Basic data class example:
from dataclasses import dataclass
@dataclass
class Book:
title: str
author: str
year: int
Advanced Customization with field()
The field()
function provides control over individual fields in a data class. It allows you to customize field attributes, such as setting default values, skipping fields in generated methods, and using default factories for more complex initialization.
Example: Customizing Field Behavior
from dataclasses import dataclass, field
@dataclass
class User:
username: str
email: str
is_active: bool = True
last_login: str = field(default="Never", repr=False) # This field won't show in __repr__
In this example, last_login
has a default value of “Never” and is hidden from the __repr__
method. The repr=False
flag is useful for sensitive or verbose information.
Default Factories
Default factories allow dynamic initialization, which is helpful for mutable default arguments (e.g., lists or dictionaries).
from dataclasses import dataclass, field
from typing import List
@dataclass
class Team:
name: str
members: List[str] = field(default_factory=list) # Initializes each instance with a new list
Without default_factory
, using members=[]
as a direct default would share the same list across all instances, leading to potential bugs.
Immutability with frozen=True
Data classes can be made immutable by setting frozen=True
. This feature is similar to defining a tuple but retains the readability of a class structure.
Example: Creating Immutable Data Classes
from dataclasses import dataclass
@dataclass(frozen=True)
class Coordinate:
x: int
y: int
An instance of Coordinate
cannot be modified after creation:
point = Coordinate(1, 2)
point.x = 3 # Raises a FrozenInstanceError
This is useful when you need to create hashable objects or ensure data integrity.
Handling Metadata with Fields
The field()
function also supports metadata for additional context or documentation. Metadata doesn’t affect the behavior but can be leveraged by frameworks or libraries for custom processing.
from dataclasses import dataclass, field
@dataclass
class Product:
name: str
price: float = field(metadata={"unit": "USD", "description": "Price in US dollars"})
The metadata can be accessed programmatically:
product_field = Product.__dataclass_fields__['price']
print(product_field.metadata) # Output: {'unit': 'USD', 'description': 'Price in US dollars'}
Integrating Data Classes with Other Libraries
Data classes work seamlessly with many popular Python libraries. For example, they integrate well with serialization libraries such as json
and pydantic
.
Example: Serialization with asdict
and astuple
The dataclasses
module provides utility functions for converting data classes to dictionaries or tuples.
from dataclasses import asdict, astuple
@dataclass
class Movie:
title: str
director: str
year: int
movie = Movie("Inception", "Christopher Nolan", 2010)

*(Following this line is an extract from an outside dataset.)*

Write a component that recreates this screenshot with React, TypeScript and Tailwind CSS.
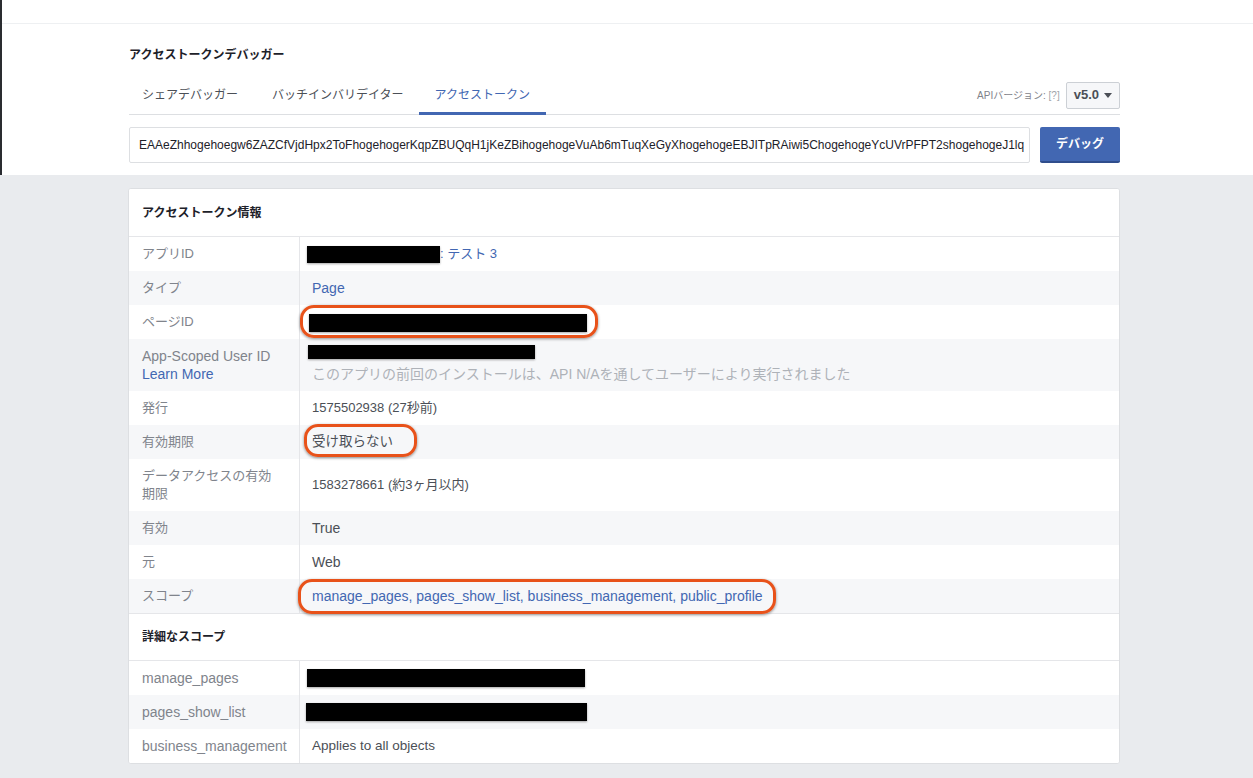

print(asdict(movie)) # {'title': 'Inception', 'director': 'Christopher Nolan', 'year': 2010}
print(astuple(movie)) # ('Inception', 'Christopher Nolan', 2010)
Combining with pydantic
for Data Validation
While data classes offer straightforward data handling, pydantic
adds runtime type checking and validation:
from pydantic.dataclasses import dataclass
@dataclass
class Person:
name: str
age: int
# `Person` now raises errors for invalid data types
person = Person(name="Alice", age="25") # Raises ValidationError
Common Pitfalls and Best Practices
Avoiding Mutable Defaults
One common mistake is using mutable types as default values. Always use field(default_factory=...)
for mutable types like lists or dictionaries.
Custom __post_init__
Method
The __post_init__
method runs automatically after the __init__
method, making it ideal for post-processing or validation.
from dataclasses import dataclass
@dataclass
class Order:
product: str
quantity: int
price_per_unit: float
def __post_init__(self):
if self.quantity <= 0:
raise ValueError("Quantity must be greater than zero")
Conclusion
Mastering advanced data class techniques enhances both the functionality and robustness of your Python code. By leveraging features like field()
customization, immutability, and seamless integration with libraries, you can write cleaner and more reliable code. As always, be mindful of best practices to avoid common pitfalls, such as mutable default arguments.